Während die früheren Erklärungen im Akt des Verzehrs nur eine Steigerung des rachsüchtigen Tötens sahen, sieht man darin jetzt eher den Versuch, sich alle Kräfte des Feindes einzuverleiben. Denn nach den alten Berichten werden meist die Gefangenen verzehrt. Die Anthropophagie begreifen wir heute zum einen als spurlose Vernichtung des Feindes und zum anderen als Aneignung aller seiner Potenzen. So wird der Tote zum Lebensspender. Es war Sigmund Freud, der in Totem und Tabu (1912-13) die Ähnlichkeit der Menschenfresserei mit dem Ritus des Abendmahls feststellte, bei dem die Gläubigen das Blut und das Fleisch des Mensch gewordenen Gottessohnes gemeinschaftlich verzehren und sich in der Kommunion zur Gemeinde zusammenschließen, ähnlich wie die Wilden zum Clan.

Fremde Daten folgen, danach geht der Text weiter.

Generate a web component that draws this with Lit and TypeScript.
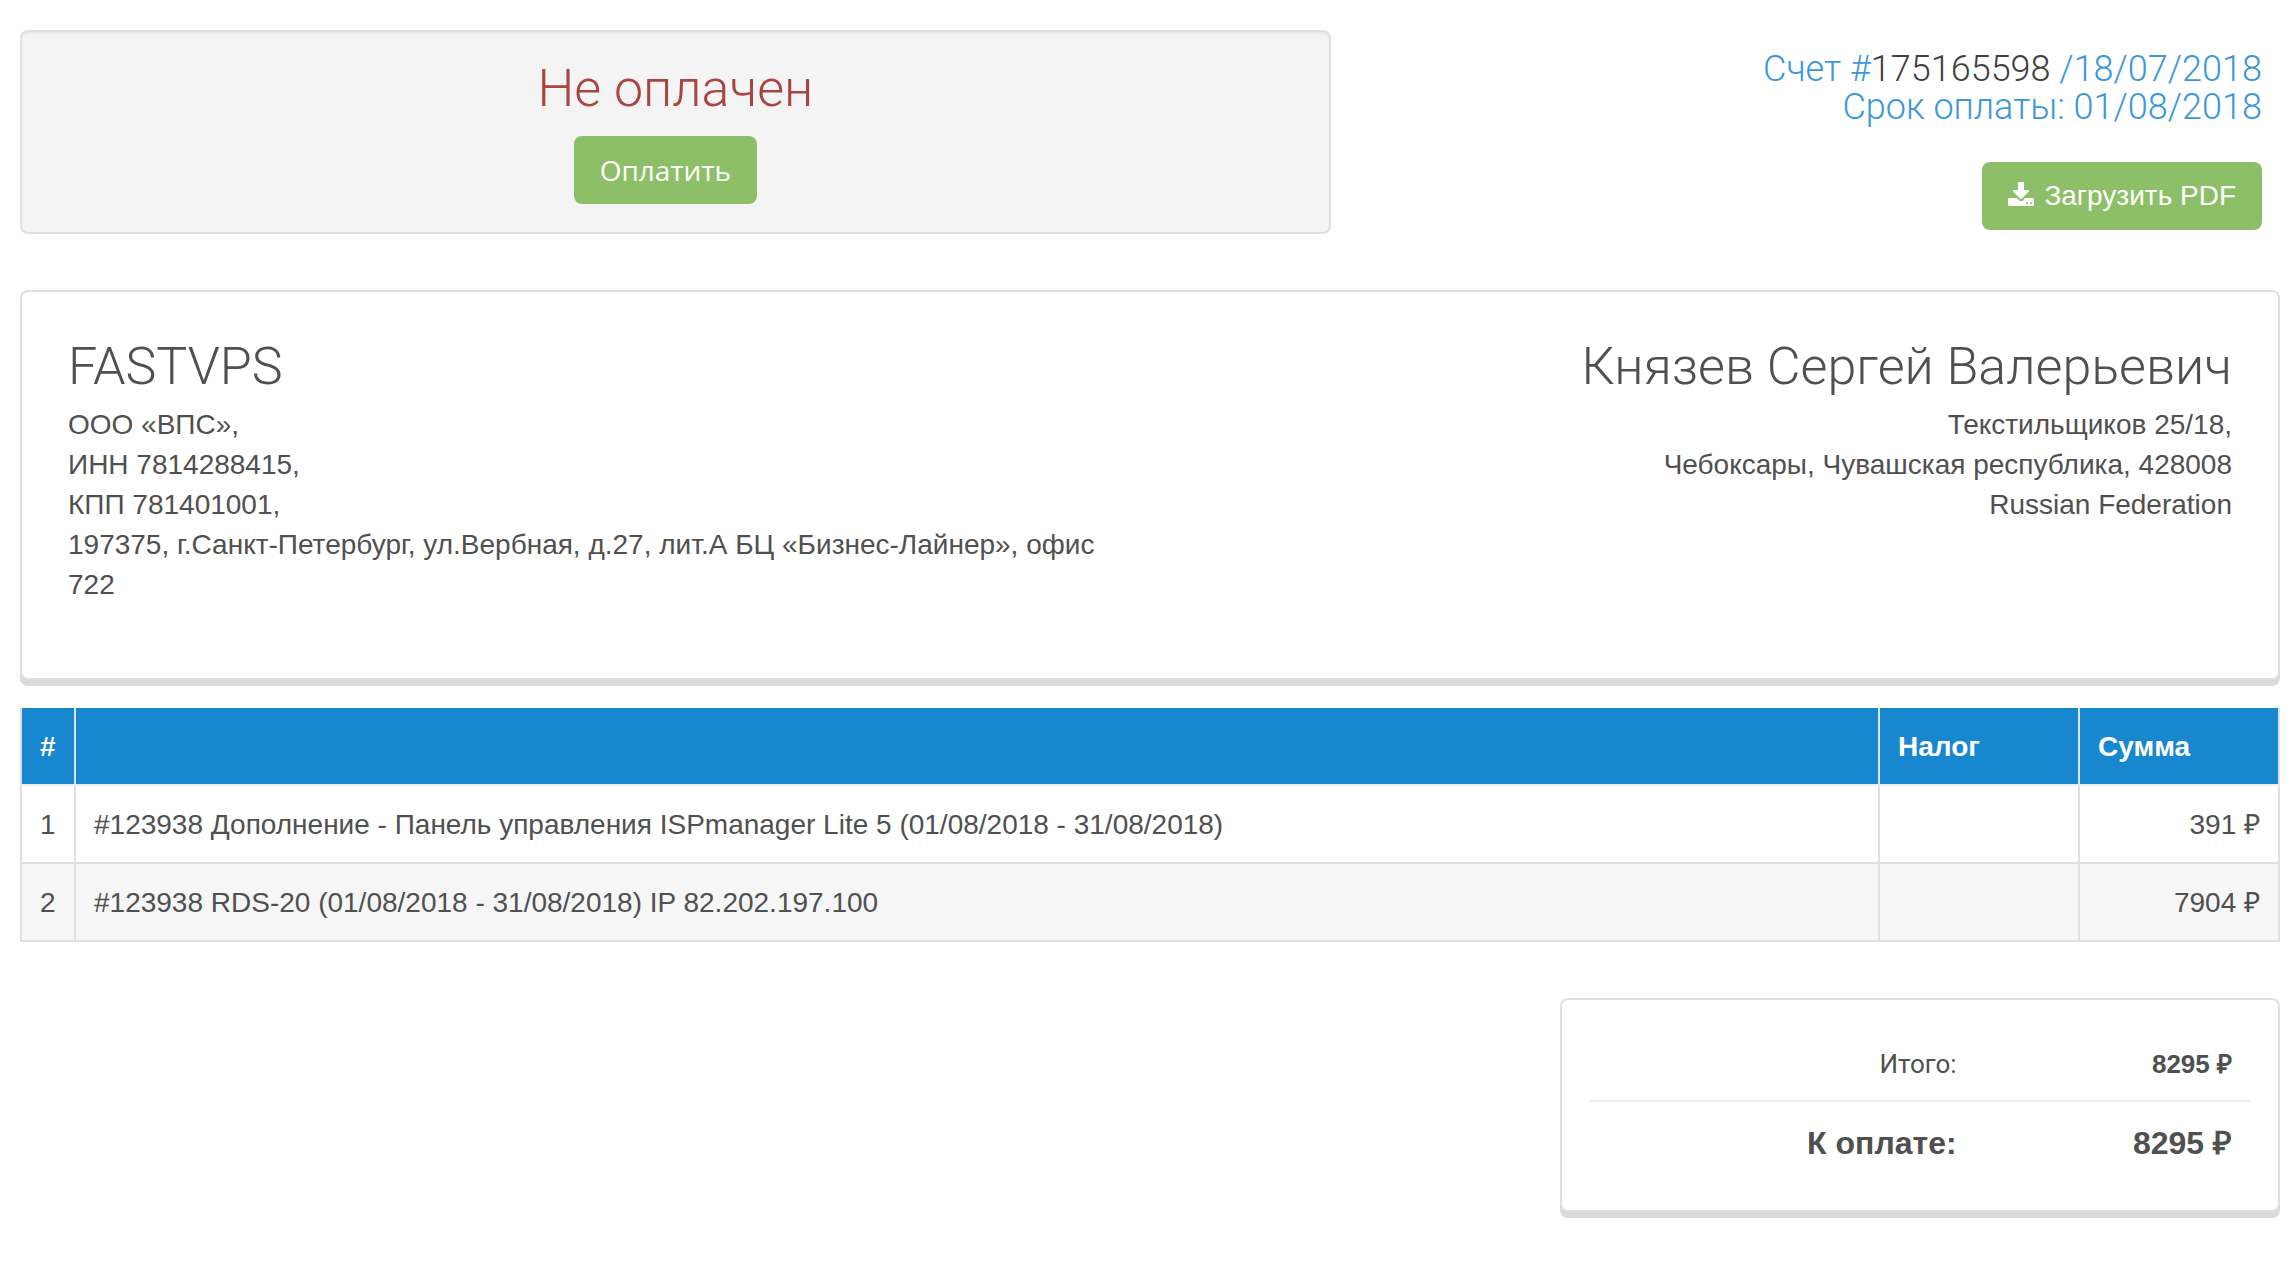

Solche Parallelen hätten, solange die Kirche dominierte, das Selbstverständnis und das Geschichtsbild der Christen zerrüttet, die ja gegen die Unmenschlichkeit gerade ihren Glauben ins Feld geführt hatten. Solche Parallelen lagen daher außerhalb des Denkbaren. Ungläubigkeit, Absprechen der Menschlichkeit, Vernichtung, Relativierung, Erklärung, Projektion und Selbstkritik sind die Hauptstrategien gegen die Unfaßbarkeit des absolut Fremden. Sie mischen und verhärten sich zu Vorurteilen, einem Schutzschild gegen das Verletzende des Fremdartigen. Als Wissenschaftler bevorzugt Humboldt die Erklärung. Da er die Wilden nicht als Naturmenschen betrachtet, sondern eher als „Versunkene“, kann er die Menschenfresserei nicht im Rahmen seiner Naturauffassung tolerieren. Als „Versunkene“ andererseits sind die Wilden für ihr Handeln nicht so verantwortlich, daß man sie einzeln moralisch verurteilen könnte.
Trotz der Erklärungs- und Relativierungsversuche: Die Menschenfresserei blieb für Humboldt absolut fremd. Weder seine Naturauffassung noch sein Humanismus reichen hin, das abstoßende soziale Phänomen zu verarbeiten. Die erschreckende Nähe zur christlichen Kultur blieb ihm unbekannt und der Schock, das absolut Fremde im Eigenen erkennen zu müssen, erspart. Vor Freud galt Fremdheit als etwas jenseits von Grenzen. Heute haben wir gelernt, das Fremde überall zu erkennen, auch in uns selbst.